*WRITTEN EXERCISE:* Each line that holds the string "React" counts once; say how many such lines there are and add nothing.

Begin DATA SECTION

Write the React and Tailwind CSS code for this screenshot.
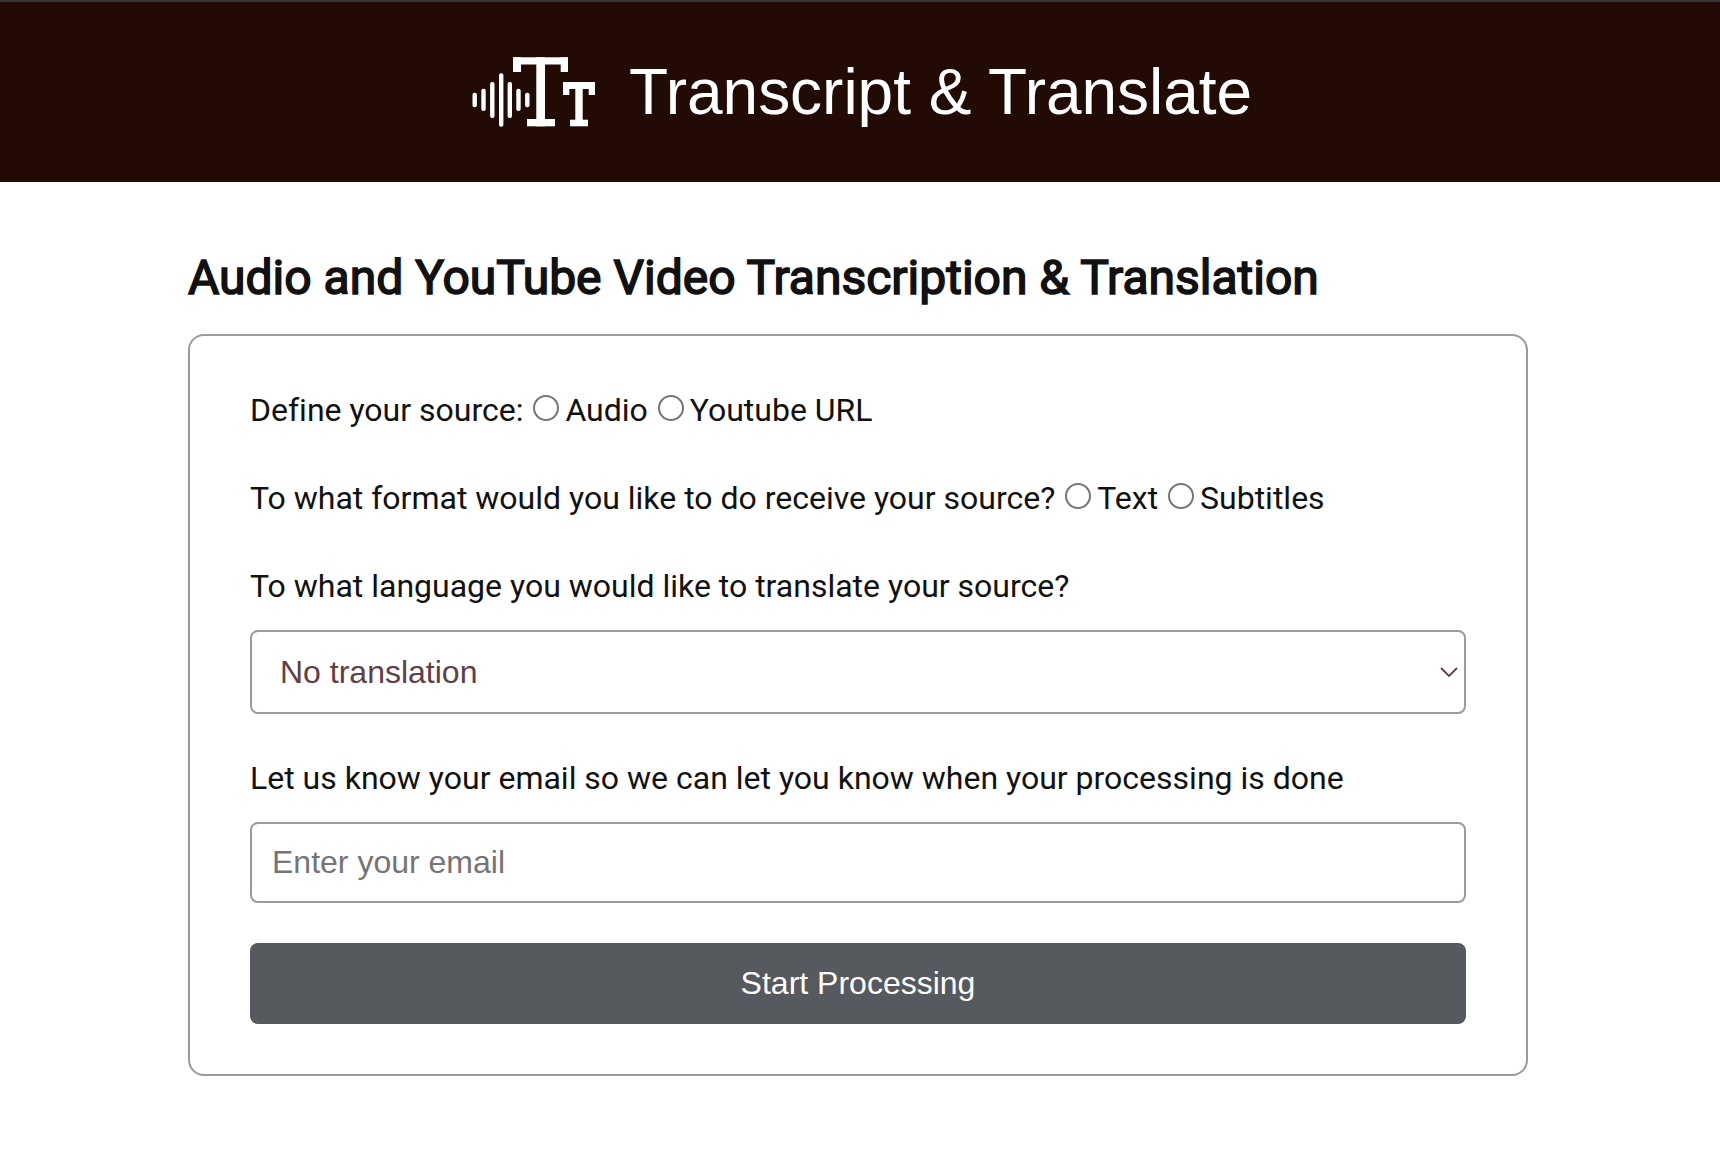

End DATA SECTION
Begin DATA SECTION

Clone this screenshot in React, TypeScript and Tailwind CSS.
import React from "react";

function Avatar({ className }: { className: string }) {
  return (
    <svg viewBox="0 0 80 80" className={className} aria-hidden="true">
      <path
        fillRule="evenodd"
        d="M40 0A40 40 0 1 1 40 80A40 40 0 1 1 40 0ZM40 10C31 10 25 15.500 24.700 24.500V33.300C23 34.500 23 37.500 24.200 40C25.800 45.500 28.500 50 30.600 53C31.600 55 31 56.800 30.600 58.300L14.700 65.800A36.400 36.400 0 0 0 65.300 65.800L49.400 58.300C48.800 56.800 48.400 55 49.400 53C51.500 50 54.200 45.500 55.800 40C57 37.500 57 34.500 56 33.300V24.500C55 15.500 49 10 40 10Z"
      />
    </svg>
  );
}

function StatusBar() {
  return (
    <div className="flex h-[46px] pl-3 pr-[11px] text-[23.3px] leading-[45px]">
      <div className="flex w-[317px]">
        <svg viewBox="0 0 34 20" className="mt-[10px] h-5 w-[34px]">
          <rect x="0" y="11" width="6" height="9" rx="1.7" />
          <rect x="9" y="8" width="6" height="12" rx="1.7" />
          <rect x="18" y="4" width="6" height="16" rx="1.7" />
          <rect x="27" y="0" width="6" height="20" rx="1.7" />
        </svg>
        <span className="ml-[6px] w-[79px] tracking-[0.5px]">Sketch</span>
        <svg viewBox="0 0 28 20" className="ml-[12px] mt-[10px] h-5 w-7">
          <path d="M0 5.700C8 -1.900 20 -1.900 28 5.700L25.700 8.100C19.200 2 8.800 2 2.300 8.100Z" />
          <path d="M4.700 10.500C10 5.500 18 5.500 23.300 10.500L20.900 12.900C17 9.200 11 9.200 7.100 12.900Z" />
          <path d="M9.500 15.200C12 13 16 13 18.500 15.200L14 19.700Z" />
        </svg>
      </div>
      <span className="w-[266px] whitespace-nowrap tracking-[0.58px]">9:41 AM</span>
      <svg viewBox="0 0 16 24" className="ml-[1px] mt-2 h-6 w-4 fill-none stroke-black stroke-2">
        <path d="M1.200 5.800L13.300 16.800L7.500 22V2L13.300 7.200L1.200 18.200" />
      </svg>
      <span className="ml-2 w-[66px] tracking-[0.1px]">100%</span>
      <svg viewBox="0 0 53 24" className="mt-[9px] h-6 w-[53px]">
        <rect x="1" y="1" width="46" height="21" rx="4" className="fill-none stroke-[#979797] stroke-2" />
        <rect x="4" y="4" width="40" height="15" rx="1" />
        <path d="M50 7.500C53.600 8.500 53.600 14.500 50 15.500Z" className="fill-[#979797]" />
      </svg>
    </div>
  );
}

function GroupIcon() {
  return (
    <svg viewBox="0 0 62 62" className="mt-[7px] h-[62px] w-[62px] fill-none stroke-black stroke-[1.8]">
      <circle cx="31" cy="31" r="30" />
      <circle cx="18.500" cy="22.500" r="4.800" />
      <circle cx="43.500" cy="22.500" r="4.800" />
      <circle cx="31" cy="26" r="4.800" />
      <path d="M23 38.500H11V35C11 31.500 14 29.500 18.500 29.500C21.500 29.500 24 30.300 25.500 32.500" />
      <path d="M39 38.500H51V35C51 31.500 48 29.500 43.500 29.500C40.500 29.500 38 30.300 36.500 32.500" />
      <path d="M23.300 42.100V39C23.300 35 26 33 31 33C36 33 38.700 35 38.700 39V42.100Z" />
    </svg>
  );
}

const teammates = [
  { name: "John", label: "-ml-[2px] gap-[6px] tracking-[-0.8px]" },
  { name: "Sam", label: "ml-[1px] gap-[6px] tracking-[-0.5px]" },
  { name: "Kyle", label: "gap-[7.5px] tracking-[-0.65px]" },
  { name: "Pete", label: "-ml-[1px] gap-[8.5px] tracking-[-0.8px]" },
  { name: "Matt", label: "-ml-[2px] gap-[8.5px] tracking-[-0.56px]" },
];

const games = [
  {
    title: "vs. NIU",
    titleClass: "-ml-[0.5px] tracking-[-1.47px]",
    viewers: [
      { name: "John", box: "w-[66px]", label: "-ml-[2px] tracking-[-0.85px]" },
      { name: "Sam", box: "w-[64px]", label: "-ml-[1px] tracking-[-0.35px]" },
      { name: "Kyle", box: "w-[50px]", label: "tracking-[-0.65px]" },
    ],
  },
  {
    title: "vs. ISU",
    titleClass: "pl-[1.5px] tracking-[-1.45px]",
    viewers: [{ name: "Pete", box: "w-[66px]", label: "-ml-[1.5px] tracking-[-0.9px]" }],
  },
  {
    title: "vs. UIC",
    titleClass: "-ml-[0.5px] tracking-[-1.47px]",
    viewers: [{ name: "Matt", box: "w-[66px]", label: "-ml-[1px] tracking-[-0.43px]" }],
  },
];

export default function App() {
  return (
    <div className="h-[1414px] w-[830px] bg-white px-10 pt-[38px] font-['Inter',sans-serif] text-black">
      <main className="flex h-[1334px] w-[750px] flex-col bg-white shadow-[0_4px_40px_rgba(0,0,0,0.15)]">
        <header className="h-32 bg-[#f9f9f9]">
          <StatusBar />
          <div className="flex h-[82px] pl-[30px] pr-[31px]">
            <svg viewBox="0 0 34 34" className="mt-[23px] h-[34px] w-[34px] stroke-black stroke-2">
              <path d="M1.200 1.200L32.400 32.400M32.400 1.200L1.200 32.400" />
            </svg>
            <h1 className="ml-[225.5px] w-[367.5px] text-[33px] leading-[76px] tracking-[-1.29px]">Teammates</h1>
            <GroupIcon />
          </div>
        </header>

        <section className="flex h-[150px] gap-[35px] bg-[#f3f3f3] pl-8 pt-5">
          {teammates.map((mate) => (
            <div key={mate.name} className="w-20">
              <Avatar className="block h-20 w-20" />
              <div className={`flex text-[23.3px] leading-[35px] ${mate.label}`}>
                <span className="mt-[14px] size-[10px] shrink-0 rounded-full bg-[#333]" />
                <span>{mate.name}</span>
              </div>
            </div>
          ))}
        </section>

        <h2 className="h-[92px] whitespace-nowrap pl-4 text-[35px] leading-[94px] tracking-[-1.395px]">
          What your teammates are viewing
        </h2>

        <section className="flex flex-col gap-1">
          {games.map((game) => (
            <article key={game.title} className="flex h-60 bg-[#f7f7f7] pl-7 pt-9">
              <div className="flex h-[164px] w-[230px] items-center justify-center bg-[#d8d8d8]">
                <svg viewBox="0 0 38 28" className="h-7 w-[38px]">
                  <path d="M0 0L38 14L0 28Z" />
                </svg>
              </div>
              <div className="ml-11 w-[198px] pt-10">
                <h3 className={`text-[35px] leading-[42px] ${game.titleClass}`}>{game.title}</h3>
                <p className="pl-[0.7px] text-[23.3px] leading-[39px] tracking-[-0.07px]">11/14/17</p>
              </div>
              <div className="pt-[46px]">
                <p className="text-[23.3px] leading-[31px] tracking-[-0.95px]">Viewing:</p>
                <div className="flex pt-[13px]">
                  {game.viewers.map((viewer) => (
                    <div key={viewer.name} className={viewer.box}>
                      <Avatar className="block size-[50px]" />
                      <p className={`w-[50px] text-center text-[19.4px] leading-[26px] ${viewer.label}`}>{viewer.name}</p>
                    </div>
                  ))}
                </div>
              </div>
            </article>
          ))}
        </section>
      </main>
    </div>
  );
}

End DATA SECTION

*SOLUTION TO THE EXERCISE:* 3